S'il s'agit de remplacer, sur les douze années (six de primaire, six de secondaire), les cours philosophiques par des cours "de philosophie", là, je suis plus que réservé, je suis franchement contre! Voici quelques motifs :
. je ne vois pas pourquoi, d'un coup de baguette magique, la religion perdrait son statut de matière enseignée, alors qu'elle est un enjeu essentiel à la vie sociétale, nationale et internationale;
. il me semble difficile d'enseigner la philosophie sérieusement à des enfants et des adolescents - on ne le fait d'ailleurs pratiquement nulle part en Europe, en général, on réserve cette matière importante aux deux dernières années du secondaire;
. la crainte de voir dans les cours de religion des cours d'endoctrinement n'est pas fondée, en tous les cas en ce qui concerne la religion catholique, qui a depuis près de cinquante ans proposé des programmes et des programmations ouverts, existentiels, permettant à des élèves de se situer librement par rapport à un point de vue donné et de grandir ainsi dans leur vie quelles qu'en soient les orientations de foi;
. le financement public d'un cours de religion permet aussi son contrôle par l'autorité de tutelle, qui peut vérifier que rien n'est enseigné qui soit contraire à la Constitution et aux valeurs fondant notre être-ensemble;
. l'idée d'un "cours de philosophie" présentant toutes les religions de façon neutre, surtout, est un leurre et, si j'ose dire.... un leurre philosophique et une injure à la pensée. Aucune présentation de rien n'est "neutre", on le sait au moins depuis Kant, et sinon depuis Husserl, le père de la "phénoménologie" qui expliquait que toute perception du réel est le fait d'un individu situé, avec ses a priori, son éducation, etc. La grande illusion, et la grande bêtise philosophique, c'est vraiment l'idée de "neutralité" : elle consiste à faire croire que l'on peut, objectivement, tout étaler devant soi dans une présentation équivalente de tous les objets (par exemple, religieux), comme si on pouvait a priori être situé "hors-jeu", en un lieu dominant d'où l'on peut apercevoir la totalité de tout. Ce lieu chimérique, qu'est-il d'autre, précisément, qu'un lieu "totalitaire"? Je m'étonne que les pontes qui font ces propositions soient eux-mêmes si peu au fait de la philosophie...

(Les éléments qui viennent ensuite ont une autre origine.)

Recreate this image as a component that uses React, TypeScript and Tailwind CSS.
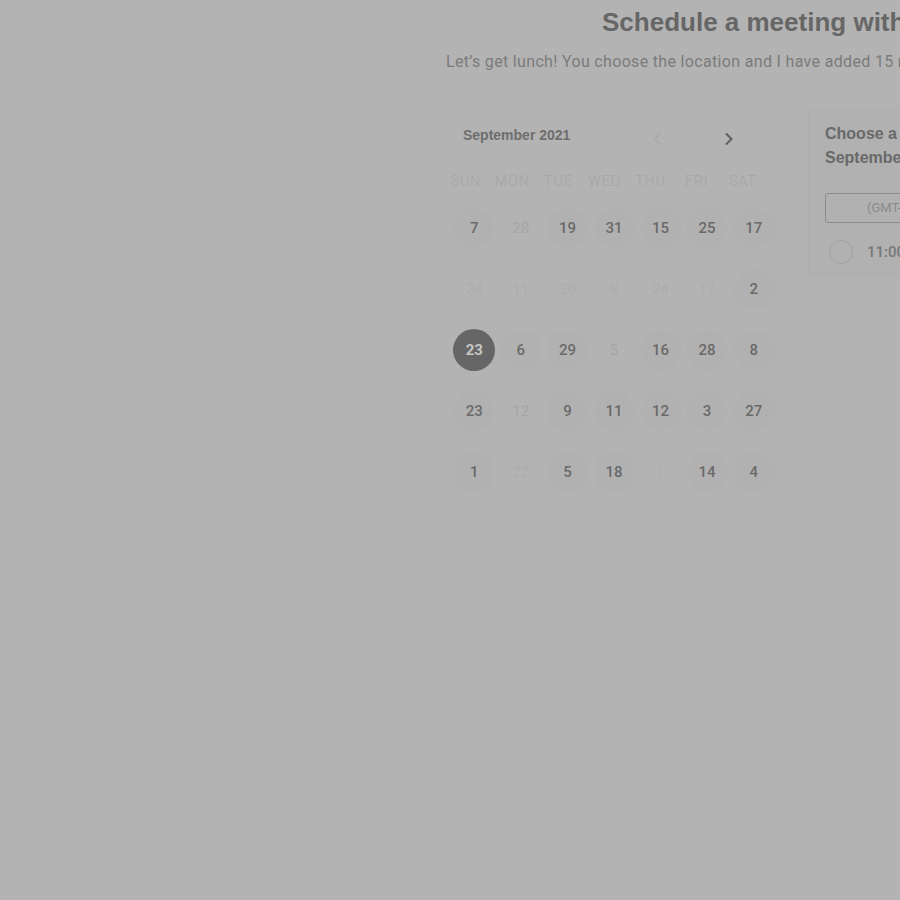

. je passe sur les difficultés pratiques (mise au rencart des profs actuels, formation des nouveaux, etc., etc.);
. je passe sur le gâchis : des années et des années de formation - dont je témoigne, pour la religion catholique, qu'elle fut et reste ouverte à la théologie, certes, mais aussi aux sciences humaines en général, des années et des années d'expériences professionnelles dans tous les milieux et tous les types d'enseignements, soudain considérés comme bonnes à jeter;
. le cours de religion (catholique du moins pour ce que j'en sais) a aidé des milliers d'enfants et de jeunes à vivre et à traverser de nombreuses difficultés existentielles, sans pour autant vouloir en faire des croyants ou moins encore des fanatiques. Veut-on renoncer à ce genre de service rendu à la société?
. je soupçonne enfin que les véritables motifs de ces propositions ne sont pas ceux qui sont avancés, mais un agacement de certains devant la fréquentation importante des cours de religion et l'impact supposé sur la foi chrétienne que ceux-ci peuvent encore avoir dans une société que l'on veut laïciser, c'est-à-dire priver de l'apport des religions. Or, la laïcité (et je suis pour), c'est certes la séparation des Eglises et de l'Etat - au point de vue politique, mais non pas la privatisation de la religion, tout simplement parce que ce n'est pas possible : la religion, c'est une affaire visible, repérable socialement, et qui vit au cœur de la cité.
On pourrait allonger la liste des objections.
Sur ce point comme sur d'autres, j'espère un vrai débat parlementaire, et la fin de votes "blocs contre blocs" où l'intelligence des députés et leur capacité à la réflexion personnelle sont décidément par trop mises à mal... Et j'espère surtout, sur ce point comme sur d'autres, que si les "grands" médias belges s'emparent de cette question, ils le feront en évoquant au moins certains des enjeux dont j'ai essayé de dresser ci-dessus une liste non exhaustive.